• _Instructions to follow_:
With pictures left out, extract every line between the start of the records below and the line holding "const BAR_W = 274;", inclusive.

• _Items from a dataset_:
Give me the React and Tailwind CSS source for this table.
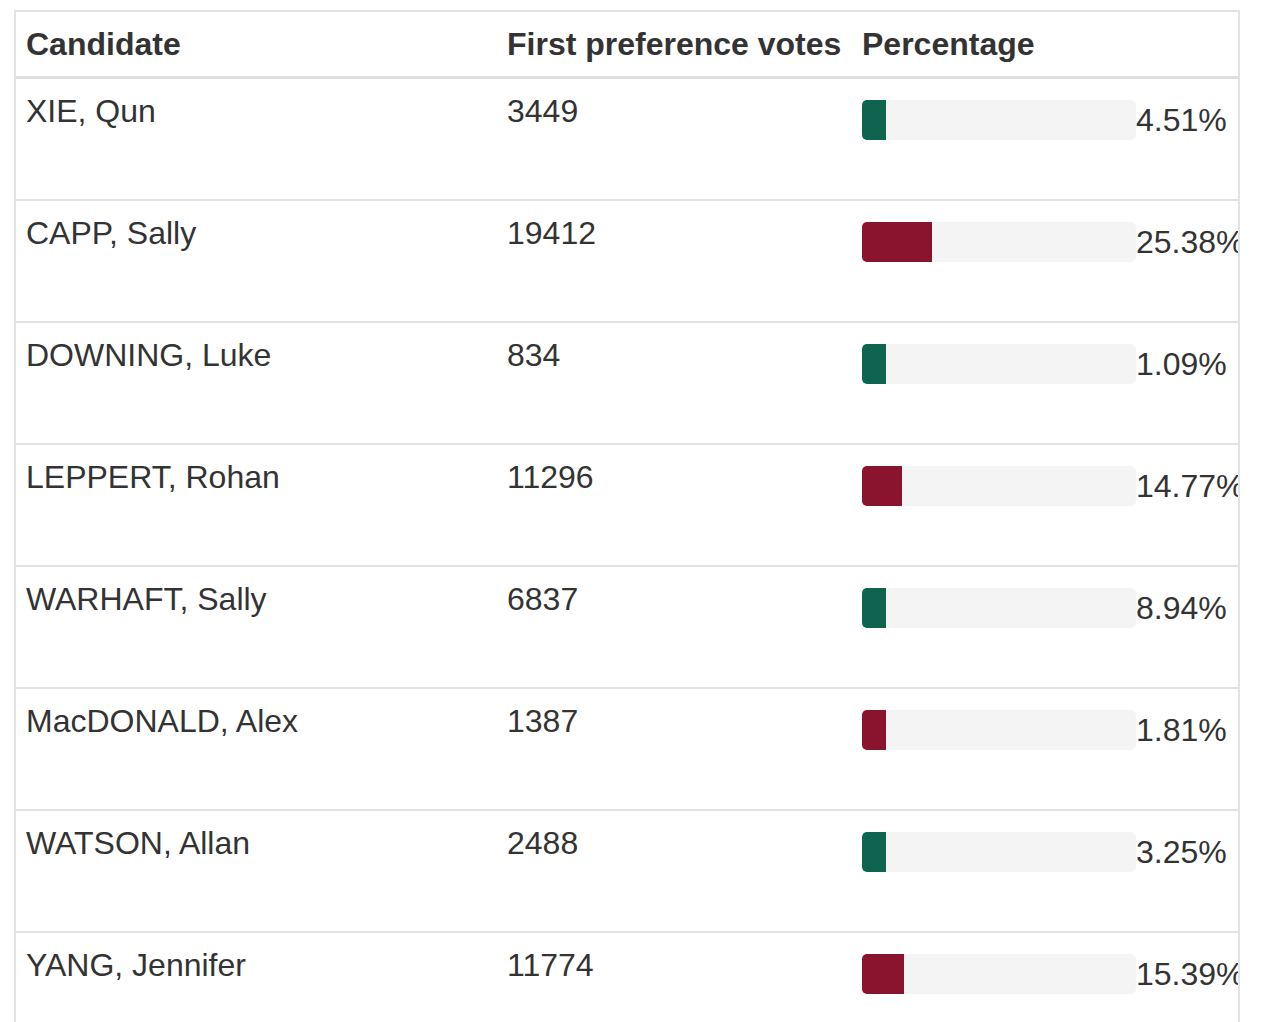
const rows = [
  { name: 'XIE, Qun', votes: 3449, pct: 4.51, color: 'green' },
  { name: 'CAPP, Sally', votes: 19412, pct: 25.38, color: 'red' },
  { name: 'DOWNING, Luke', votes: 834, pct: 1.09, color: 'green' },
  { name: 'LEPPERT, Rohan', votes: 11296, pct: 14.77, color: 'red' },
  { name: 'WARHAFT, Sally', votes: 6837, pct: 8.94, color: 'green' },
  { name: 'MacDONALD, Alex', votes: 1387, pct: 1.81, color: 'red' },
  { name: 'WATSON, Allan', votes: 2488, pct: 3.25, color: 'green' },
  { name: 'YANG, Jennifer', votes: 11774, pct: 15.39, color: 'red' },
];

const BAR_W = 274;

function Bar({ pct, color }) {
  // bars never shrink below a small stub so tiny shares stay visible
  const w = Math.max(24, Math.round((pct / 100) * BAR_W));
  return (
    <div className="h-[40px] w-[274px] shrink-0 rounded-[5px] bg-[#f4f4f4] overflow-hidden">
      <div
        className={color === 'green' ? 'h-full bg-[#0f6450]' : 'h-full bg-[#8a142d]'}
        style={{ width: w }}
      />
    </div>
  );
}

export default function App() {
  return (
    <div className="min-h-[1022px] bg-white pt-[10px] text-[#333] font-['Liberation_Sans',Arial,sans-serif]">
      <div className="ml-[14px] w-[1226px] border-x-2 border-t-2 border-[#e2e2e2] overflow-hidden">
        <div className="grid grid-cols-[479px_355px_1fr] h-[67px] items-center border-b-[3px] border-[#dedede] text-[32px] font-bold">
          <div className="pl-[10px]">Candidate</div>
          <div className="pl-[12px] whitespace-nowrap">First preference votes</div>
          <div className="pl-[12px]">Percentage</div>
        </div>
        {rows.map((r) => (
          <div
            key={r.name}
            className="grid grid-cols-[479px_355px_1fr] h-[122px] border-b-2 border-[#e2e2e2] text-[32px] leading-[36px]"
          >
            <div className="pl-[10px] pt-[14px]">{r.name}</div>
            <div className="pl-[12px] pt-[14px]">{r.votes}</div>
            <div className="pl-[12px] pt-[21px] flex items-start overflow-hidden">
              <Bar pct={r.pct} color={r.color} />
              <span className="text-[32px] leading-[40px] whitespace-nowrap">{r.pct.toFixed(2)}%</span>
            </div>
          </div>
        ))}
      </div>
    </div>
  );
}
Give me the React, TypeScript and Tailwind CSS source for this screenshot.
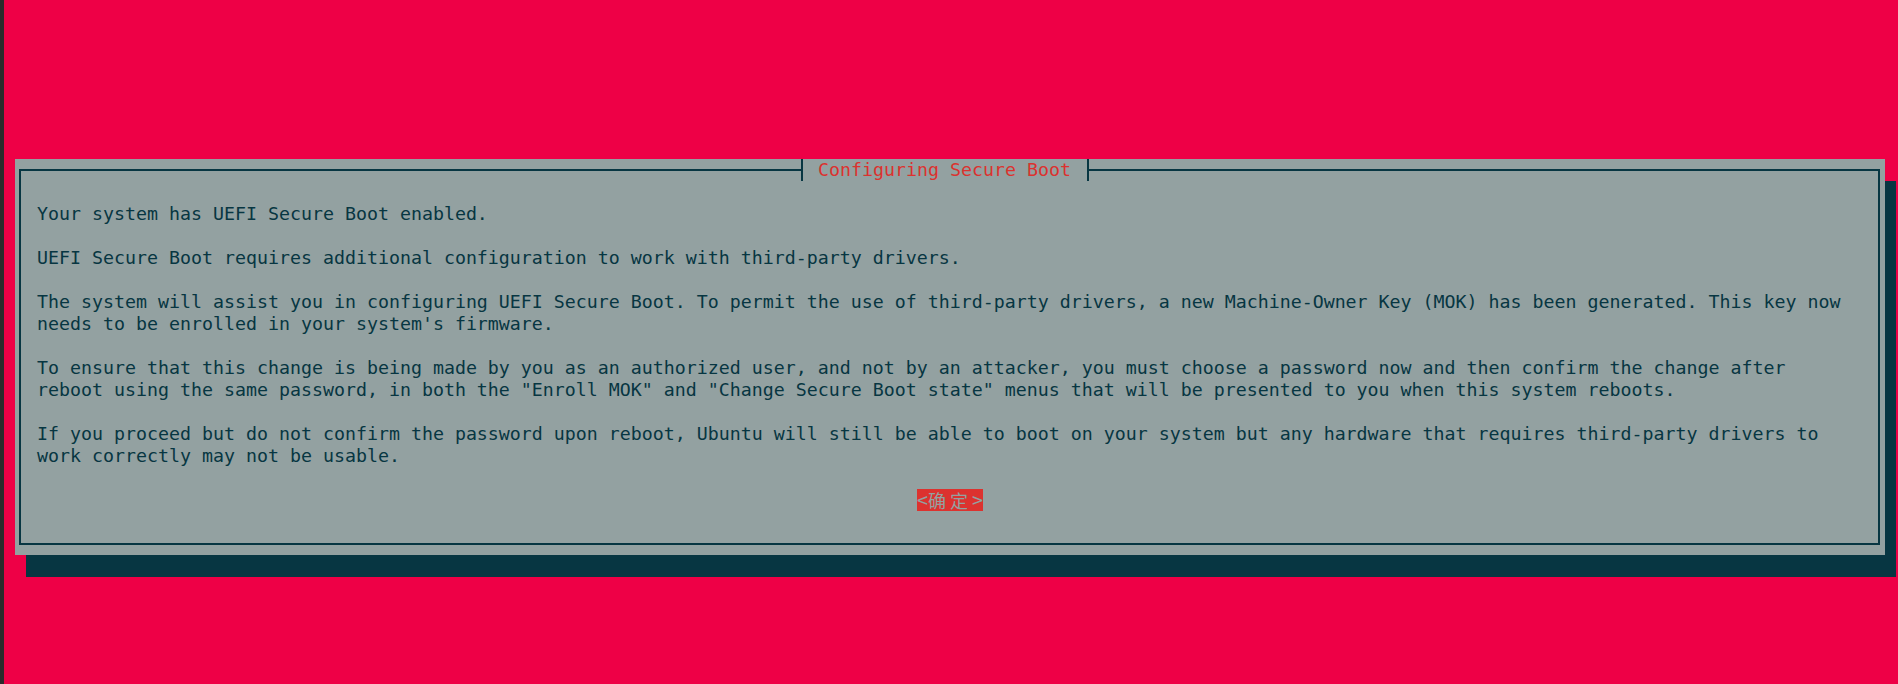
const lines = [
  "",
  "Your system has UEFI Secure Boot enabled.",
  "",
  "UEFI Secure Boot requires additional configuration to work with third-party drivers.",
  "",
  "The system will assist you in configuring UEFI Secure Boot. To permit the use of third-party drivers, a new Machine-Owner Key (MOK) has been generated. This key now",
  "needs to be enrolled in your system's firmware.",
  "",
  "To ensure that this change is being made by you as an authorized user, and not by an attacker, you must choose a password now and then confirm the change after",
  'reboot using the same password, in both the "Enroll MOK" and "Change Secure Boot state" menus that will be presented to you when this system reboots.',
  "",
  "If you proceed but do not confirm the password upon reboot, Ubuntu will still be able to boot on your system but any hardware that requires third-party drivers to",
  "work correctly may not be usable.",
  "",
];

const mono = "font-['DejaVu_Sans_Mono','Liberation_Mono',monospace] text-[18.27px] leading-[22px]";

function Title() {
  return (
    <div className="flex h-[22px] -mt-[12px] pl-[775px]">
      {/* ┤ */}
      <div className="flex h-[22px] w-[11px]">
        <div className="w-[5px]" />
        <div className="w-[2px] bg-[#073642]" />
        <div className="w-[4px] bg-[#93a1a1]" />
      </div>
      <div className={`${mono} bg-[#93a1a1] text-[#dc322f] whitespace-pre`}>
        {" Configuring Secure Boot "}
      </div>
      {/* ├ */}
      <div className="flex h-[22px] w-[11px]">
        <div className="w-[5px] bg-[#93a1a1]" />
        <div className="w-[2px] bg-[#073642]" />
        <div className="w-[4px]" />
      </div>
    </div>
  );
}

function OkButton() {
  return (
    <div className="flex h-[22px] pl-[896px]">
      <div className="flex h-[22px] bg-[#dc322f] text-[#93a1a1]">
        <span className={`${mono} w-[11px]`}>&lt;</span>
        <span className="w-[22px] text-[18px] leading-[22px] font-['Noto_Sans_CJK_SC',sans-serif]">确</span>
        <span className="w-[22px] text-[18px] leading-[22px] font-['Noto_Sans_CJK_SC',sans-serif]">定</span>
        <span className={`${mono} w-[11px]`}>&gt;</span>
      </div>
    </div>
  );
}

export default function App() {
  return (
    <div className="flex h-[684px] w-full bg-[#ee0046]">
      <div className="w-[4px] bg-[#2b2b2b]" />
      <div className="flex-1 pl-[11px] pt-[159px]">
        <div className="flex h-[396px] w-[1870px] flex-col bg-[#93a1a1] pl-[4px] pr-[5px] pt-[10px] pb-[10px] shadow-[11px_22px_0_0_#073642]">
          <div className="flex flex-1 flex-col border-2 border-[#073642]">
            <Title />
            <div className="pl-[16px] text-[#073642]">
              {lines.map((line, i) => (
                <div key={i} className={`${mono} h-[22px] whitespace-pre`}>
                  {line}
                </div>
              ))}
            </div>
            <OkButton />
          </div>
        </div>
      </div>
    </div>
  );
}
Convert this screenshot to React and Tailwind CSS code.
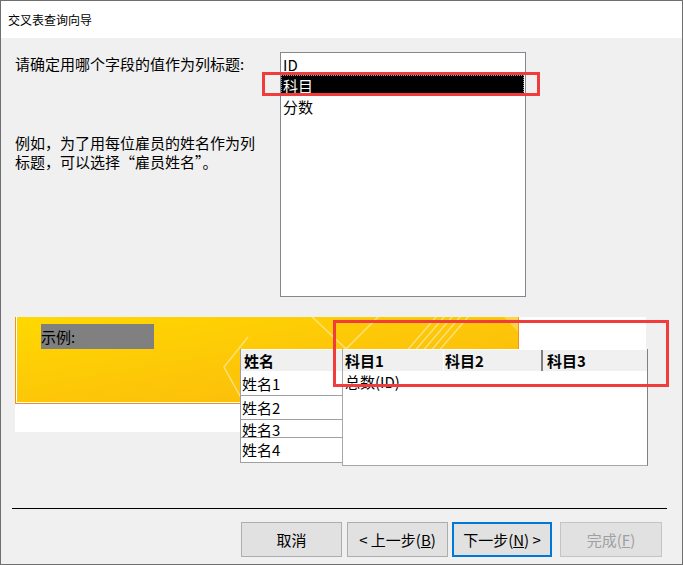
import React from 'react';

const FONT = "font-['Noto_Sans_CJK_SC','Noto_Sans',sans-serif]";

function ListBox() {
  const items = ['ID', '科目', '分数'];
  return (
    <div className="w-[246px] h-[245px] border border-[#828790] bg-white pt-[1px] shrink-0">
      {items.map((it, i) => (
        <div
          key={it}
          className={`h-[21px] leading-[21px] pl-[2px] text-[15px] ${
            i === 1 ? 'bg-black text-white mr-[1px] outline-1 outline-dotted outline-[#9a9a9a] -outline-offset-1' : 'text-black'
          }`}
        >
          {it}
        </div>
      ))}
    </div>
  );
}

function YellowBand() {
  return (
    <div className="relative w-[504px] h-[87px] bg-gradient-to-br from-[#ffd800] via-[#fdc708] to-[#f8b80e] border-l border-b border-r border-[#f4901e] shadow-[inset_1px_-1px_0_#fff] overflow-hidden">
      <svg className="absolute inset-0" width="504" height="87" viewBox="0 0 504 87" aria-hidden>
        <g stroke="#fff" strokeWidth="1.5" fill="none" opacity="0.45">
          <path d="M232 20 L208 50 L228 86" />
          <path d="M292 -4 L360 60" />
          <path d="M366 -4 L300 62" />
          <path d="M345 87 L420 0" />
          <path d="M353 87 L428 0" />
          <path d="M361 87 L436 0" />
          <path d="M369 87 L444 0" />
          <path d="M377 87 L452 0" />
        </g>
        <path d="M488 0 L503 0 L503 16 Z" fill="#fff" opacity="0.25" />
      </svg>
      <div className="absolute left-[25px] top-[7px] w-[113px] h-[25px] bg-[#808080] text-[15px] leading-[25px] text-black">
        示例:
      </div>
    </div>
  );
}

function NameTable() {
  const rows = [
    ['姓名1', 'h-[24px] leading-[24px]'],
    ['姓名2', 'h-[24px] leading-[24px]'],
    ['姓名3', 'h-[18px] leading-[19px]'],
    ['姓名4', 'h-[24px] leading-[24px]'],
  ];
  return (
    <div className="absolute left-[225px] top-[32px] w-[103px] bg-white border-l border-b border-[#a0a0a0]">
      <div className="h-[23px] bg-[#f0f0f0] border-t border-white pl-[3px] text-[15px] font-bold leading-[22px] border-b border-[#a0a0a0]">
        姓名
      </div>
      {rows.map(([t, h]) => (
        <div key={t} className={`${h} border-b border-[#a0a0a0] last:border-b-0 pl-[1px] text-[15px]`}>
          {t}
        </div>
      ))}
    </div>
  );
}

function CrossTable() {
  return (
    <div className="absolute left-[327px] top-[32px] w-[306px] h-[117px] bg-white border-l border-r border-b border-[#a8a8a8] border-r-[#808080] flex flex-col">
      <div className="h-[23px] flex bg-[#f0f0f0] border-b border-[#a0a0a0] text-[15px] font-bold leading-[22px] border-t border-white">
        <div className="w-[101px] pl-[2px] border-r border-white">科目1</div>
        <div className="w-[99px] pl-[1px] border-r-2 border-[#808080]">科目2</div>
        <div className="flex-1 pl-[4px]">科目3</div>
      </div>
      <div className="pl-[2px] text-[15px] leading-[20px]">总数(ID)</div>
    </div>
  );
}

function Btn({ children, className = '', disabled }) {
  return (
    <button
      type="button"
      className={`h-[35px] bg-[#e1e1e1] text-[15px] leading-none ${disabled ? 'text-[#a0a0a0] border border-[#c4c4c4]' : 'text-black'} ${className}`}
    >
      {children}
    </button>
  );
}

export default function App() {
  return (
    <div className={`${FONT} relative w-[683px] h-[565px] border border-[#6f6f6f] bg-[#f0f0f0] text-black flex flex-col overflow-hidden`}>
      <div className="h-[37px] bg-white shrink-0 pl-[7px] text-[12px] leading-[37px]">交叉表查询向导</div>

      <div className="flex mt-[14px] h-[245px]">
        <div className="w-[279px] shrink-0 pl-[14px] text-[15px]">
          <p className="mt-[2px] leading-[20px]">请确定用哪个字段的值作为列标题:</p>
          <p className="mt-[59px] leading-[19px] w-[245px]">
            例如，为了用每位雇员的姓名作为列标题，可以选择“雇员姓名”。
          </p>
        </div>
        <ListBox />
      </div>

      <div className="relative ml-[14px] mt-[20px] w-[632px] h-[148px]">
        <div className="w-[631px] h-[115px] bg-white">
          <YellowBand />
        </div>
        <NameTable />
        <CrossTable />
      </div>

      <div className="ml-[11px] mt-[43px] w-[655px] h-px bg-black" />

      <div className="flex mt-[13px] ml-[240px]">
        <Btn className="w-[101px] border border-[#adadad]">取消</Btn>
        <Btn className="w-[101px] ml-[5px] border border-[#adadad]">
          &lt; 上一步(<span className="underline">B</span>)
        </Btn>
        <Btn className="w-[100px] ml-[4px] border-2 border-[#0078d7]">
          下一步(<span className="underline">N</span>) &gt;
        </Btn>
        <Btn disabled className="w-[102px] ml-[8px]">
          完成(<span className="underline">F</span>)
        </Btn>
      </div>

      <div className="absolute left-[261px] top-[71px] w-[278px] h-[24px] border-[3px] border-[#f03c3c]" />
      <div className="absolute left-[332px] top-[319px] w-[336px] h-[67px] border-[3px] border-[#f03c3c]" />
    </div>
  );
}
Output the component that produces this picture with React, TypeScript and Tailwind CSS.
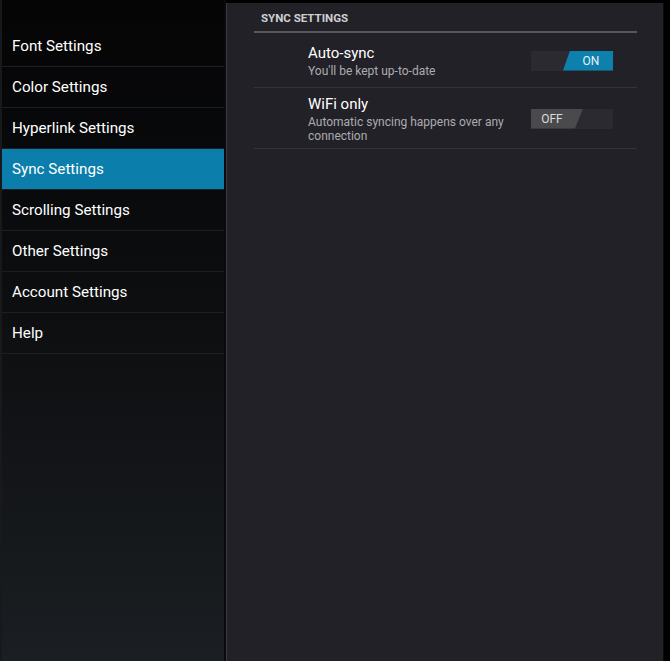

• _Correct result_:
Give me the React and Tailwind CSS source for this table.
const rows = [
  { name: 'XIE, Qun', votes: 3449, pct: 4.51, color: 'green' },
  { name: 'CAPP, Sally', votes: 19412, pct: 25.38, color: 'red' },
  { name: 'DOWNING, Luke', votes: 834, pct: 1.09, color: 'green' },
  { name: 'LEPPERT, Rohan', votes: 11296, pct: 14.77, color: 'red' },
  { name: 'WARHAFT, Sally', votes: 6837, pct: 8.94, color: 'green' },
  { name: 'MacDONALD, Alex', votes: 1387, pct: 1.81, color: 'red' },
  { name: 'WATSON, Allan', votes: 2488, pct: 3.25, color: 'green' },
  { name: 'YANG, Jennifer', votes: 11774, pct: 15.39, color: 'red' },
];

const BAR_W = 274;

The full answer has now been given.